● Task requirements
Wherever "What" appears in a line, copy that line.

● Data for processing
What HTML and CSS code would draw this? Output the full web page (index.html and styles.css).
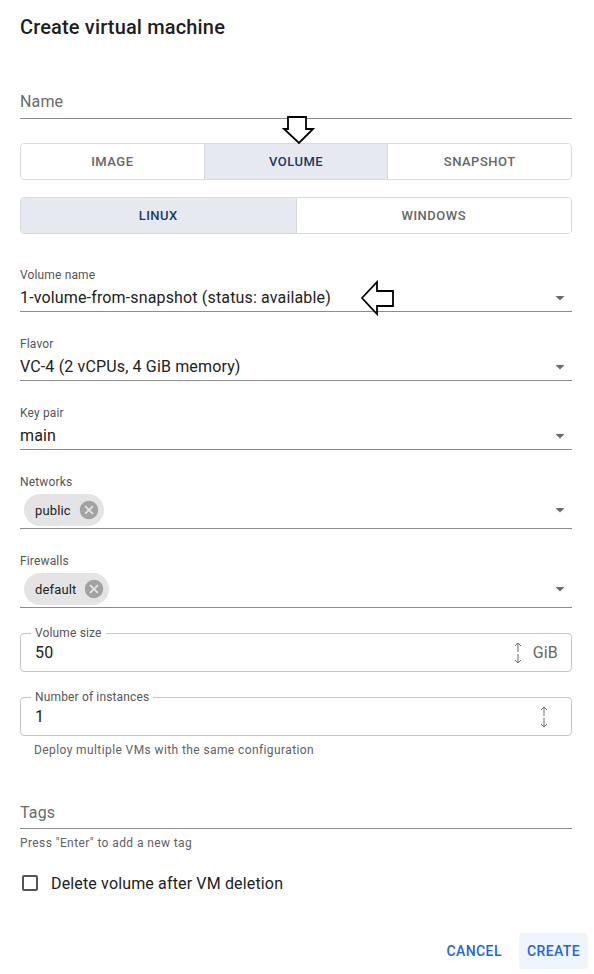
--
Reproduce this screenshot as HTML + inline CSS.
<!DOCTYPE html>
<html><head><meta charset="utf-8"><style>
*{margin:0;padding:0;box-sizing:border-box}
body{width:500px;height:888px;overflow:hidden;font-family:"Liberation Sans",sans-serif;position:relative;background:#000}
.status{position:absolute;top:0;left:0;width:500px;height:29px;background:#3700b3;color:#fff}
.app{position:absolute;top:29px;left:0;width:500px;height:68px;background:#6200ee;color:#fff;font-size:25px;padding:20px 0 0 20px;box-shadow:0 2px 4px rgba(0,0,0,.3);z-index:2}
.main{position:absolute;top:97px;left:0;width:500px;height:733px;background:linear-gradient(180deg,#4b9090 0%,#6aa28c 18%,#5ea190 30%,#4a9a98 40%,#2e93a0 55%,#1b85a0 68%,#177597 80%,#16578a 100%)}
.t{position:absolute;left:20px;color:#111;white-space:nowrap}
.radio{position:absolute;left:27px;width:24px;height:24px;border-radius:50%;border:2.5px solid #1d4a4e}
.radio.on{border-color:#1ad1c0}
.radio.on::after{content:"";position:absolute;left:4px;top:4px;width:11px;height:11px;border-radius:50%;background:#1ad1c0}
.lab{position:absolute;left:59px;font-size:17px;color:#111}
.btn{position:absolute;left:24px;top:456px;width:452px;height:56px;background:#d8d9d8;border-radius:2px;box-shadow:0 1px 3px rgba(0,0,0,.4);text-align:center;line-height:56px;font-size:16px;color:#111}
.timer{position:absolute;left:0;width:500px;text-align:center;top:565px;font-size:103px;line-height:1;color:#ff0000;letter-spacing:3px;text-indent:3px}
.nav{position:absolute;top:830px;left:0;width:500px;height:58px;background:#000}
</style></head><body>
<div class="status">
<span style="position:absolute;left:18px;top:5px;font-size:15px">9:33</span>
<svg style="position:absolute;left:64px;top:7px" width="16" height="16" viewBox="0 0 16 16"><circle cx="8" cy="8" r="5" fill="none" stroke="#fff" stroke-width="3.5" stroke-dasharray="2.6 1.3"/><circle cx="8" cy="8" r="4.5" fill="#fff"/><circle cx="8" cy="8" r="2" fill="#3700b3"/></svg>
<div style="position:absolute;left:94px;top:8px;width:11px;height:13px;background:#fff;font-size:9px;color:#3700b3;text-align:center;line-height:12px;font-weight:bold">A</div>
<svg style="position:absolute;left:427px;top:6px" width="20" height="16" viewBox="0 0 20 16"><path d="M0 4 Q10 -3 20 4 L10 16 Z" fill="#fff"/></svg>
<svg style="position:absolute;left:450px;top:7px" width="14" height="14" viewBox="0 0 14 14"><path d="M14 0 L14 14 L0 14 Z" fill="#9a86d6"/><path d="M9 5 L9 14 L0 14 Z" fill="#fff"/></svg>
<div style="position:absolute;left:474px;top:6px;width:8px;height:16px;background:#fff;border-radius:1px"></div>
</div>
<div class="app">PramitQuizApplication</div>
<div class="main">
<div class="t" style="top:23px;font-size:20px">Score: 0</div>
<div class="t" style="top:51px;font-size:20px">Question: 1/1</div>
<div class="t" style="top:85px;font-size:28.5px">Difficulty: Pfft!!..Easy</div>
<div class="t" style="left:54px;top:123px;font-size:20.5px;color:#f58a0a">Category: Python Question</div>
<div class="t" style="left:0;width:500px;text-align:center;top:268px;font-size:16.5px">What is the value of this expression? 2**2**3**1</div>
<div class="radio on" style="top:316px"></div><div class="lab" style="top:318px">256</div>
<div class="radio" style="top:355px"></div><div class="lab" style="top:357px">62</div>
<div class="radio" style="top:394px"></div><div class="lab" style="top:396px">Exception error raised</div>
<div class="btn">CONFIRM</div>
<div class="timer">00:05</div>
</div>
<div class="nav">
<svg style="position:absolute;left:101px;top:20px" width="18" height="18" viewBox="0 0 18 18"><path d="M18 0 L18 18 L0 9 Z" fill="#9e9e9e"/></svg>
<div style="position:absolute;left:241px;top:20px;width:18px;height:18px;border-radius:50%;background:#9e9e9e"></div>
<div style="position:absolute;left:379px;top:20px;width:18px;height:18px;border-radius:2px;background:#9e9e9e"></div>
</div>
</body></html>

● The response
What HTML and CSS code would draw this? Output the full web page (index.html and styles.css).
<div class="t" style="left:0;width:500px;text-align:center;top:268px;font-size:16.5px">What is the value of this expression? 2**2**3**1</div>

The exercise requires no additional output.